Opposition to the rule was heated in Texas, and many Catholic-run businesses were vocally opposed to it. Seton Healthcare Family, a nonprofit hospital system that serves 1.8 million Texans, vowed not to change its policies to include contraceptives in employees' health care coverage.

But many religious organizations opposed to the rule, including Seton, were appeased when President Barack Obama revised it to exempt religious organizations.
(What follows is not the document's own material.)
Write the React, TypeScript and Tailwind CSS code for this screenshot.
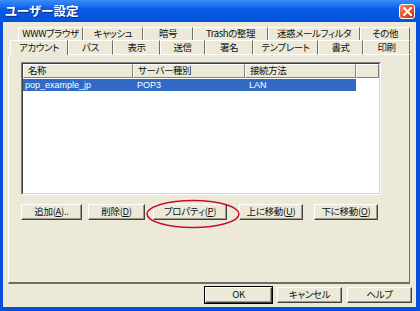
import React from "react";

const jp = "font-['MS_UI_Gothic','Noto_Sans_CJK_JP',sans-serif] [font-feature-settings:'palt']";

const backTabs = [
  { label: "WWWブラウザ", w: "w-[65px]" },
  { label: "キャッシュ", w: "w-[60px]" },
  { label: "暗号", w: "w-[50px]" },
  { label: "Trashの整理", w: "w-[75px]" },
  { label: "迷惑メールフィルタ", w: "w-[92px]" },
  { label: "その他", w: "w-[50px]" },
];

const frontTabs = [
  { label: "アカウント", w: "w-[58px]", active: true },
  { label: "パス", w: "w-[45px]" },
  { label: "表示", w: "w-[47px]" },
  { label: "送信", w: "w-[45px]" },
  { label: "署名", w: "w-[48px]" },
  { label: "テンプレート", w: "w-[65px]" },
  { label: "書式", w: "w-[45px]" },
  { label: "印刷", w: "w-[47px]" },
];

const raised =
  "border border-t-white border-l-white border-r-[#404040] border-b-[#404040] shadow-[inset_-1px_-1px_0_#9D9A8C]";

const tabText = "text-[9.5px] tracking-[-0.4px] leading-none text-[#111]";

function Btn({ children, w, ml, def }: { children: React.ReactNode; w: string; ml?: string; def?: boolean }) {
  return (
    <div className={`${w} ${ml ?? ""} h-[16px] ${def ? "outline outline-1 outline-black" : ""} ${raised} bg-[#ECE9D8] flex items-center justify-center text-[9.5px] tracking-[-0.3px] leading-none text-[#111]`}>
      {children}
    </div>
  );
}

function Key({ k }: { k: string }) {
  return <span className="underline">{k}</span>;
}

export default function App() {
  return (
    <div className={`w-[420px] h-[311px] bg-[#0850DC] flex flex-col ${jp}`}>
      {/* Title bar */}
      <div className="h-[22px] flex items-center justify-between pl-[5px] pr-[5px] bg-linear-to-b from-[#3B8DF8] via-[#0A5DE8] via-40% to-[#0352DA]">
        <span className="text-white font-bold text-[12.5px] leading-none [text-shadow:1px_1px_0_#0A2A80]">ユーザー設定</span>
        <div className="w-[16px] h-[15px] mt-[1px] rounded-[3px] border border-white bg-linear-to-br from-[#F08C6C] via-[#E2542E] to-[#C03A18] flex items-center justify-center">
          <svg width="9" height="9" viewBox="0 0 9 9">
            <path d="M1 1 L8 8 M8 1 L1 8" stroke="white" strokeWidth="2" strokeLinecap="square" />
          </svg>
        </div>
      </div>

      {/* Body */}
      <div className="flex-1 ml-[3px] mr-[4px] mb-[4px] bg-[#ECE9D8] pt-[5px] pl-[5px] flex flex-col">
        {/* Tab rows */}
        <div className="flex ml-[10px] h-[13px]">
          {backTabs.map((t) => (
            <div key={t.label} className={`${t.w} h-full flex items-center justify-center border-l border-t border-white border-r border-r-[#716F64] ${tabText}`}>
              {t.label}
            </div>
          ))}
        </div>
        <div className="flex ml-[2px] h-[15px]">
          {frontTabs.map((t) => (
            <div
              key={t.label}
              className={`${t.w} h-full flex items-center justify-center border-l border-t border-white border-r border-r-[#716F64] ${tabText} ${t.active ? "pb-[1px]" : "border-b border-b-white"}`}
            >
              {t.label}
            </div>
          ))}
        </div>

        {/* Panel */}
        <div className="relative w-[402px] h-[229px] border-l border-white border-r border-r-[#716F64] border-b-2 border-b-[#6F6D62] flex flex-col">
          {/* List */}
          <div className="mt-[7px] ml-[12px] w-[360px] h-[133px] border border-t-[#808080] border-l-[#808080] border-r-white border-b-white">
            <div className="w-full h-full border border-t-[#404040] border-l-[#404040] border-r-[#D4D0C8] border-b-[#D4D0C8] bg-white flex flex-col">
              <div className={`flex h-[14px] bg-[#ECE9D8] ${tabText}`}>
                <div className="w-[110px] border-l border-t border-white border-r border-r-[#808080] border-b border-b-[#808080] flex items-center pl-[4px]">名称</div>
                <div className="w-[112px] border-l border-t border-white border-r border-r-[#808080] border-b border-b-[#808080] flex items-center pl-[4px]">サーバー種別</div>
                <div className="w-[111px] border-l border-t border-white border-r border-r-[#808080] border-b border-b-[#808080] flex items-center pl-[4px]">接続方法</div>
                <div className="flex-1 border-l border-t border-white border-r border-r-[#808080] border-b border-b-[#808080]" />
              </div>
              <div className="flex w-[333px] h-[12px] mt-[1px] bg-[#316AC5] text-white text-[9px] leading-none font-['Liberation_Sans',sans-serif]">
                <div className="w-[110px] flex items-center pl-[2px]">pop_example_jp</div>
                <div className="w-[112px] flex items-center pl-[4px]">POP3</div>
                <div className="w-[111px] flex items-center pl-[4px]">LAN</div>
              </div>
            </div>
          </div>

          {/* Account buttons */}
          <div className="flex mt-[9px] ml-[12px]">
            <Btn w="w-[61px]">追加(<Key k="A" />)..</Btn>
            <Btn w="w-[57px]" ml="ml-[6px]">削除(<Key k="D" />)</Btn>
            <Btn w="w-[74px]" ml="ml-[8px]">プロパティ(<Key k="P" />)</Btn>
            <Btn w="w-[64px]" ml="ml-[12px]">上に移動(<Key k="U" />)</Btn>
            <Btn w="w-[64px]" ml="ml-[11px]">下に移動(<Key k="O" />)</Btn>
          </div>

          {/* Red annotation */}
          <svg className="absolute left-[137px] top-[144px]" width="94" height="30" viewBox="0 0 94 30">
            <ellipse cx="47" cy="15" rx="46" ry="13.5" fill="none" stroke="#C8102E" strokeWidth="1.6" />
          </svg>
        </div>

        {/* Dialog buttons */}
        <div className="flex justify-end mt-[3px] pr-[4px]">
          <Btn w="w-[67px]" def>OK</Btn>
          <Btn w="w-[65px]" ml="ml-[5px]">キャンセル</Btn>
          <Btn w="w-[65px]" ml="ml-[5px]">ヘルプ</Btn>
        </div>
      </div>
    </div>
  );
}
The rule now requires insurance companies to ensure that women who work for exempted religious organizations receive contraceptive coverage. 

The revision was deemed a compromise nationally, but many Texas leaders and business advocates still opposed the mandate.

The “so-called ‘accommodation’ was nothing but a shell game: the mandate still requires religious organizations to subsidize and authorize conduct that conflicts with their religious beliefs,” Abbott said in the news release.

The lawsuit alleges that the so-called contraception rule violates the First Amendment by requiring religious organizations to provide coverage that violates their religious beliefs. It also alleges that the revision will violate the Religious Freedom Restoration Act by allowing the federal government to “troll through an organization’s religious beliefs” to determine whether the employer qualifies for an exemption. 

Texas now has 17 lawsuits pending against the federal government, including an effort with 25 other states to overturn the federal Patient Protection and Affordable Care Act.

In the end, the fights with the feds boil down to the cost on the state and Texas businesses — and this latest addition to the list of lawsuits is no exception. Abbott’s office also alleged that the “practical effect” of the contraceptive rule would be to drive up state health care costs, because religious employers would be forced to drop health insurance coverage of those employees who could inevitably be added to the Medicaid rolls.

Bill Hammond, the president and CEO of the Texas Business Association, which is opposed to the rule, also pointed to the costs at stake when Obama first issued the compromise.

"State and federal governments' mandates on health insurance policies, of any kind, simply drive up the cost of health insurance," he said.